The overwhelming majority of Eurovision transmissions have fallen into the sports, news, and public affairs categories. In the 1950s, EBU officials, perceiving the need for the dissemination of popular cultural programming to offset the influence of the U.S. media, decided to extend Italy’s San Remo Song Festival into a pan-European occasion. This became the ESC, with the first competition being held in Lugano, Switzerland, and relayed to fewer than 20 nations. Since that time, the contest has developed into a spring ritual now viewed by around 600 million people in more than 30 countries, including several in Asia, the Middle East, and the Americas (some of these nations do not even send representatives to the competition).

The ESC, is a long, live Saturday-evening showcase of pop music talent that typically ranges from the indescribably bad, through the insufferably indifferent, to a few catchy little numbers. Contestants are chosen by their respective nations during preliminary stages. The duly nominated acts, as cultural ambassadors for their countries, then attend the big event and perform their tunes. 

Conventionally, the host nation is determined by the winner of the previous year's contest. For example, Gigliola Cinquetti’s triumph of 1964 “Non ho l'età,” resulted in Radiotelevisione Italiana playing host in 1965. When an Estonian duo, Tanel Padar and Dave Benton, won in 2001, there was some question as to whether Estonia’s economically troubled public television channel, ETV, had the funds to produce the program (or any other programming) in 2992. In the end, ETV secured a government loan and decided that the publicity for the nation was worth the expense. 

The ESC is designed to be a grand affair, with expensive sets, full orchestra accompaniment, and a “special night out” atmosphere. But behavior is expected from all concerned. Following the performances, panels of Judges from each nation submit their point allocations to the central auditorium where the contest is taking place, and a “high-tech” scoreboard tabulates the cumulative scores. As even the most ardent of critics will attest, this is a special moment for home viewers–one where elements particular to ESC (technological accomplishment, anticipation induced by the live event, and intercultural differences) combine for curious effect. Will your country’s representatives beat the competition and incur the envy of other Europeans? Will the juries throw objectivity to the wind and vote according to national prejudice? Or will, as occurred to Norway’s hapless Jahn Teigen on that unforgettable May night in 1978, a contestant endure the humiliating fate of receiving no points whatsoever?

Like its late-lamented Eurovision companion, Jeux Sans Frontières (JSF), the ESC plays homage to clean, amateur fun and the elevation of the unknown to the status of national hero. Unlike the excessively carnivalesque JSF, however, the ESC attempts to avoid the very absurdity and mockery it unwittingly generates. For its first decade, the ESC was a wholesome, formal affair: the amorous ballads it featured helped create a chasm between the competition’s cultural mission and that of rock music that has never been bridged.
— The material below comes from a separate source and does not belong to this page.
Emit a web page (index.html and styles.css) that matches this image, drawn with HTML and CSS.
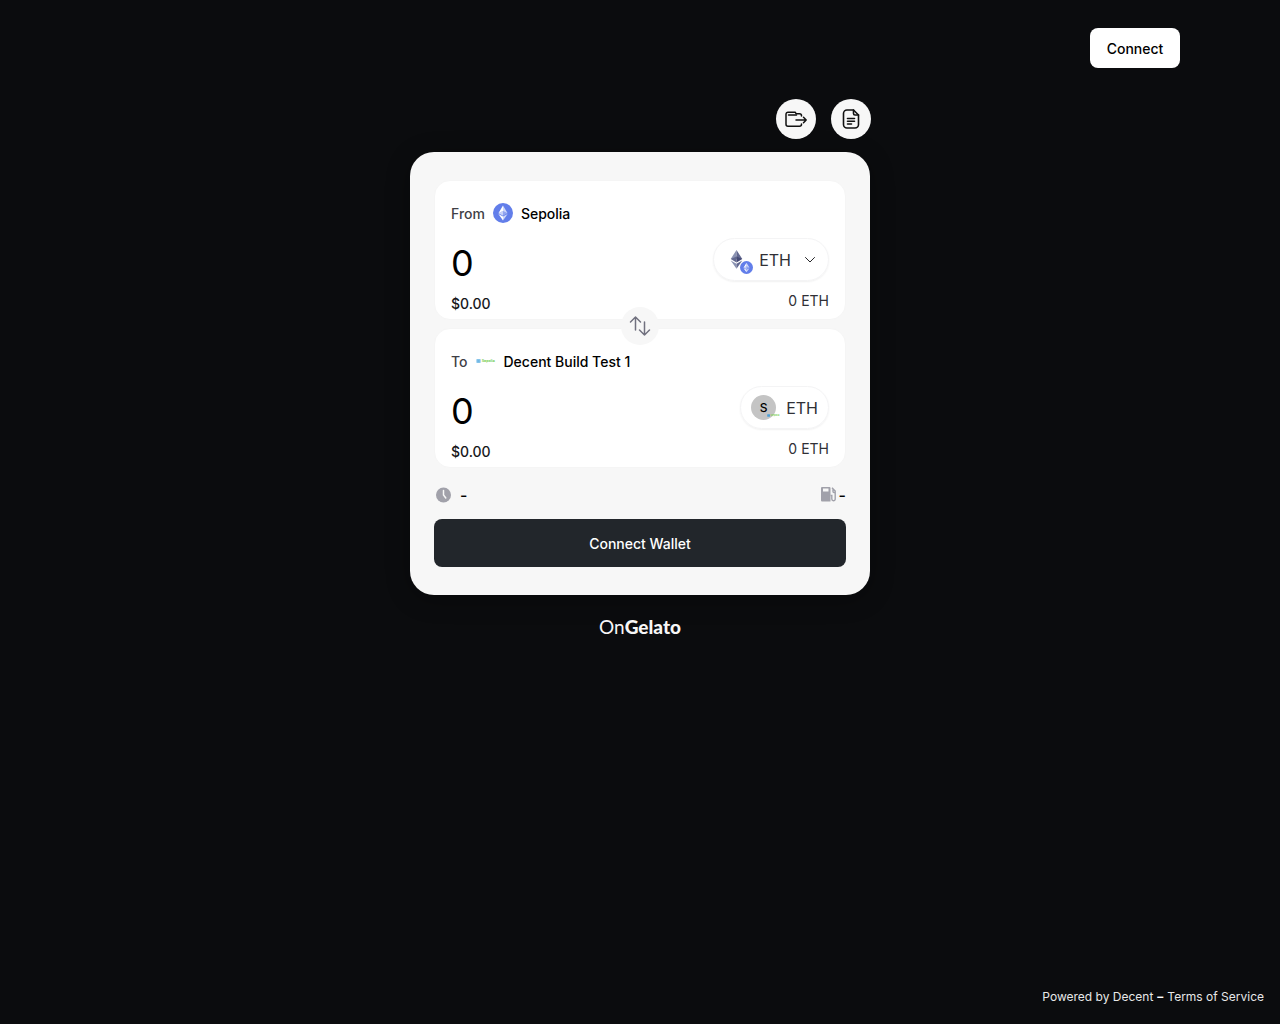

In the late 1960s and early 1970s, youth orientation became a primary factor in determining victory. The 1968 winner, “La la la…” from Spain’s Massiel, inspired a succession of entries incorporating childish lyrics that avoided identifiable linguistic origins in order to garner wide jury appeal. A similar delve into formulism was initiated by the British Sandy Shaw the following year: “Puppet on a String” evoked a generically pan-European musical heritage with its oompah brass and circus-grounded melodies. In their triumphant international debut on the ESC in 1974, ABBA opted to perform in English and sang about a continental recognizable historical event in a song titled “Waterloo. The Swedish quartet’s glam sensibilities and subsequent commercial success multiplied the contest’s kitsch quotient tenfold and launched a string of two-girl/two-boy combos in its wake. Indicating its own concern over the increasingly imitative nature of the competition, the EBU stipulated various edicts that generated a spate of regional, folk-influenced entries in the late 1970s, all of which scored poorly with the judges. The 1980s witnessed the ascension of overchoreographed performance and more explicit attempts to excite juries and viewers with soft, sanitized sex appeal. Efforts to resuscitate the ESC as a viable musical forum have resulted in more recent efforts to modernize the look and style of the contest and to encourage a more professional approach to promotion through the participation of the corporate music industry. 

In estimating the significance of the ESC, perhaps less attention should be given to its bloated festivity or the derivative nature of the contenders’ music. While its cultural merits are dubious, the event has become a television landmark. Its durability and notoriety have led the EBU to support the Eurovision Competition for Young Musicians and the Eurovision Competition for Young Dancers in order to furthermore promote Eurocentric cultural understanding through televised stage performance.